---- Data block
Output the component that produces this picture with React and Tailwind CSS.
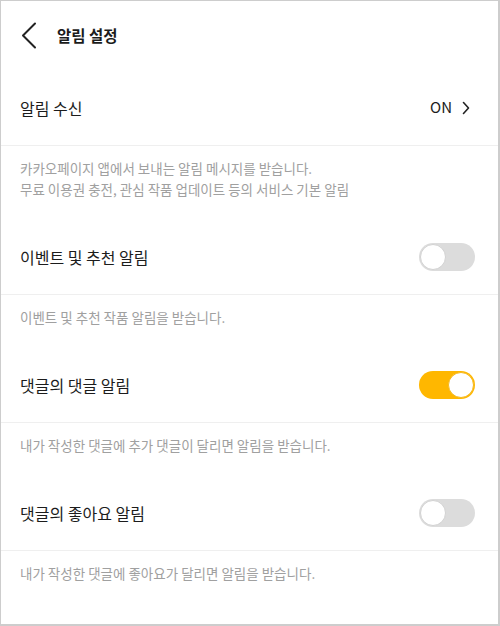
import { useState } from "react";

const font = { fontFamily: '"Noto Sans CJK KR", "Noto Sans", sans-serif' };

function Toggle({ on, onChange }) {
  return (
    <button
      type="button"
      role="switch"
      aria-checked={on}
      onClick={onChange}
      className={`relative h-[28px] w-[56px] shrink-0 rounded-full transition-colors ${
        on ? "bg-[#ffb700]" : "bg-[#dcdcdc]"
      }`}
    >
      <span
        className={`absolute top-[1px] h-[26px] w-[26px] rounded-full bg-white transition-all ${
          on
            ? "left-[29px] border-[1.5px] border-[#f5b81c]"
            : "left-[1px] border-[1.5px] border-[#d2d2d2]"
        }`}
      />
    </button>
  );
}

function Description({ children }) {
  return (
    <div className="px-[19px] pb-[19px] pt-[12px] text-[13.5px] leading-[21px] text-[#a0a0a0]">
      {children}
    </div>
  );
}

function Row({ label, children }) {
  return (
    <div className="flex h-[76px] items-center justify-between border-b border-[#efefef] pl-[19px] pr-[23px]">
      <span className="text-[16px] text-[#1c1c1c]">{label}</span>
      {children}
    </div>
  );
}

export default function App() {
  const [events, setEvents] = useState(false);
  const [replies, setReplies] = useState(true);
  const [likes, setLikes] = useState(false);

  return (
    <div
      style={font}
      className="h-[626px] w-[500px] overflow-hidden border-l border-t border-r-2 border-b-2 border-[#cdcdcd] bg-white"
    >
      <header className="flex h-[69px] items-center pl-[19px]">
        <button type="button" aria-label="뒤로" className="flex h-8 w-8 items-center">
          <svg width="18" height="28" viewBox="0 0 18 28" fill="none">
            <path d="M15 1.5L3 13.5l12 12" stroke="#222" strokeWidth="2" strokeLinecap="round" strokeLinejoin="round" />
          </svg>
        </button>
        <h1 className="ml-[5px] text-[15.5px] font-bold text-[#1c1c1c]">알림 설정</h1>
      </header>

      <Row label="알림 수신">
        <button type="button" className="flex items-center gap-[10px] text-[15px] text-[#1c1c1c]">
          ON
          <svg width="8" height="14" viewBox="0 0 8 14" fill="none" className="mr-[5px]">
            <path d="M1.5 1.5L6.5 7l-5 5.5" stroke="#222" strokeWidth="1.6" strokeLinecap="round" strokeLinejoin="round" />
          </svg>
        </button>
      </Row>
      <Description>
        카카오페이지 앱에서 보내는 알림 메시지를 받습니다.
        <br />
        무료 이용권 충전, 관심 작품 업데이트 등의 서비스 기본 알림
      </Description>

      <Row label="이벤트 및 추천 알림">
        <Toggle on={events} onChange={() => setEvents(!events)} />
      </Row>
      <Description>이벤트 및 추천 작품 알림을 받습니다.</Description>

      <Row label="댓글의 댓글 알림">
        <Toggle on={replies} onChange={() => setReplies(!replies)} />
      </Row>
      <Description>내가 작성한 댓글에 추가 댓글이 달리면 알림을 받습니다.</Description>

      <Row label="댓글의 좋아요 알림">
        <Toggle on={likes} onChange={() => setLikes(!likes)} />
      </Row>
      <Description>내가 작성한 댓글에 좋아요가 달리면 알림을 받습니다.</Description>
    </div>
  );
}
--------
■ Directions for this task: Every line is to be duplicated exactly, though pictures stay out.

■ Answer:
Output the component that produces this picture with React and Tailwind CSS.
import { useState } from "react";

const font = { fontFamily: '"Noto Sans CJK KR", "Noto Sans", sans-serif' };

function Toggle({ on, onChange }) {
  return (
    <button
      type="button"
      role="switch"
      aria-checked={on}
      onClick={onChange}
      className={`relative h-[28px] w-[56px] shrink-0 rounded-full transition-colors ${
        on ? "bg-[#ffb700]" : "bg-[#dcdcdc]"
      }`}
    >
      <span
        className={`absolute top-[1px] h-[26px] w-[26px] rounded-full bg-white transition-all ${
          on
            ? "left-[29px] border-[1.5px] border-[#f5b81c]"
            : "left-[1px] border-[1.5px] border-[#d2d2d2]"
        }`}
      />
    </button>
  );
}

function Description({ children }) {
  return (
    <div className="px-[19px] pb-[19px] pt-[12px] text-[13.5px] leading-[21px] text-[#a0a0a0]">
      {children}
    </div>
  );
}

function Row({ label, children }) {
  return (
    <div className="flex h-[76px] items-center justify-between border-b border-[#efefef] pl-[19px] pr-[23px]">
      <span className="text-[16px] text-[#1c1c1c]">{label}</span>
      {children}
    </div>
  );
}

export default function App() {
  const [events, setEvents] = useState(false);
  const [replies, setReplies] = useState(true);
  const [likes, setLikes] = useState(false);

  return (
    <div
      style={font}
      className="h-[626px] w-[500px] overflow-hidden border-l border-t border-r-2 border-b-2 border-[#cdcdcd] bg-white"
    >
      <header className="flex h-[69px] items-center pl-[19px]">
        <button type="button" aria-label="뒤로" className="flex h-8 w-8 items-center">
          <svg width="18" height="28" viewBox="0 0 18 28" fill="none">
            <path d="M15 1.5L3 13.5l12 12" stroke="#222" strokeWidth="2" strokeLinecap="round" strokeLinejoin="round" />
          </svg>
        </button>
        <h1 className="ml-[5px] text-[15.5px] font-bold text-[#1c1c1c]">알림 설정</h1>
      </header>

      <Row label="알림 수신">
        <button type="button" className="flex items-center gap-[10px] text-[15px] text-[#1c1c1c]">
          ON
          <svg width="8" height="14" viewBox="0 0 8 14" fill="none" className="mr-[5px]">
            <path d="M1.5 1.5L6.5 7l-5 5.5" stroke="#222" strokeWidth="1.6" strokeLinecap="round" strokeLinejoin="round" />
          </svg>
        </button>
      </Row>
      <Description>
        카카오페이지 앱에서 보내는 알림 메시지를 받습니다.
        <br />
        무료 이용권 충전, 관심 작품 업데이트 등의 서비스 기본 알림
      </Description>

      <Row label="이벤트 및 추천 알림">
        <Toggle on={events} onChange={() => setEvents(!events)} />
      </Row>
      <Description>이벤트 및 추천 작품 알림을 받습니다.</Description>

      <Row label="댓글의 댓글 알림">
        <Toggle on={replies} onChange={() => setReplies(!replies)} />
      </Row>
      <Description>내가 작성한 댓글에 추가 댓글이 달리면 알림을 받습니다.</Description>

      <Row label="댓글의 좋아요 알림">
        <Toggle on={likes} onChange={() => setLikes(!likes)} />
      </Row>
      <Description>내가 작성한 댓글에 좋아요가 달리면 알림을 받습니다.</Description>
    </div>
  );
}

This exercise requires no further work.